Des ratés à la SocGen et chez Natixis
Le consensus anticipe un recul de 14% du produit net bancaire (PNB) de la Société Générale, à 5,4 milliards d’euros, et une chute de 24% chez Natixis, à 1,7 milliard. «La tendance dans la banque de financement et d’investissement (BFI) est favorable, mais les activités actions respectives de SocGen et Natixis semblent avoir été sévèrement touchées au deuxième trimestre par la hausse des coûts de couverture et de nouvelles annulations de dividende (d’entreprises cotées qui ont entraîné de pertes sur des produits structurés, ndlr)», anticipe Lorraine Quoirez, analyste chez UBS. La Société Générale n’a pas caché ses difficultés, dans une présentation aux analystes le 9 juin dernier. La banque de La Défense reconnaît avoir raté le rebond du trading, pourtant galvanisé par le krach boursier du mois de mars et la forte volatilité. Elle a décidé de mener une «revue approfondie» de son activité de produits structurés pour limiter les risques en cas de disclocation des marchés. L’effort de simplification de ses produits complexes, déjà annoncé dans le passé, n’avait visiblement pas été mené jusqu’au bout…

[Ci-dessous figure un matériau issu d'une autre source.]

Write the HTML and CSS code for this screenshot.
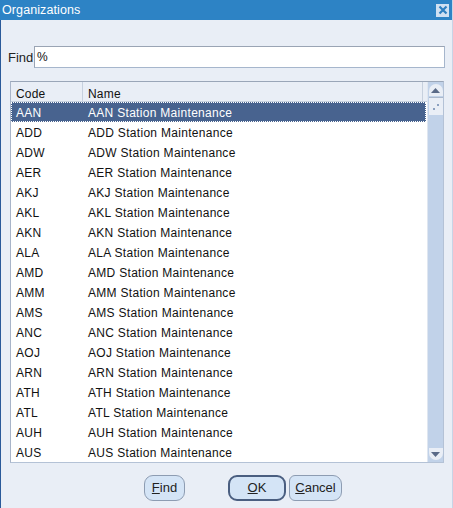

Du côté de Natixis, l’incertitude demeure sur le devenir des activités actions et le sort d’un autre pôle de la BFI, le financement des matières premières, est en passe d’être scellé. Après des pertes et des fraudes dans les crédits aux producteurs et aux négociants de pétrole, Natixis va scinder ses équipes dédiées aux ressources naturelles et réduire son exposition au financements «bruns», au profit des énergies renouvelables. L’état-major de Natixis et de sa maison mère BPCE sera aussi interrogé début août sur l’avenir de la banque elle-même, après les déboires de ses deux principaux moteurs de performance, la BFI et la gestion d’actifs, dont la boutique star H2O connaît des difficultés.
Pour l’ensemble des BFI françaises, le trimestre pourrait être moins porteur que dans les banques américaines, où Morgan Stanley et Goldman Sachs ont atteint des revenus record. Mais les performances devraient rester solides dans les divisons de taux, change et matières premières (fixed income) après un premier trimestre intense, marqué par des baisses de taux et les mesures ultra-accommodantes des banques centrales. BNP Paribas, leader sur le marché de la dette en euros, pourrait afficher une progression de 50% sur un an dans le fixed income, estiment les analystes de JPMorgan.
Vents contraires en banque de détail
Sur le front de la banque de détail, ces derniers font le pari des performances bien plus faibles qu’attendu (-12% contre -2% pour le consensus), en raison de trois facteurs. D’abord la «baisse des volumes de prêts, en particulier dans les crédits immobiliers et à la consommation, l’activité étant principalement centrée sur les prêts garantis par l’Etat (PGE)», avec 113 milliards d’euros accordés en France, selon les chiffres de Bercy au 17 juillet. Deuxième explication : «la pression accrue sur les marges avec des taux plus bas sur les PGE et de nouvelles baisses de taux dans certaines régions (par exemple aux Etats-Unis, en Pologne et en Europe centrale pour BNP Paribas)». Enfin, «la baisse des activités bancaires quotidiennes durant les périodes de confinement pèse sur les frais et commissions», rappelle JPMorgan.
Dans ce contexte morose, les bases de coûts seront scrutées de près. Début mai, la Société Générale a déjà annoncé 600 à 700 millions d’euros d’économies supplémentaires cette année, et BNP Paribas 400 millions. Cette dernière anticipait alors un recul de 15% à 20% de son résultat net 2020. Les investisseurs veulent désormais savoir si les scénarios économiques des banques se sont encore dégradés.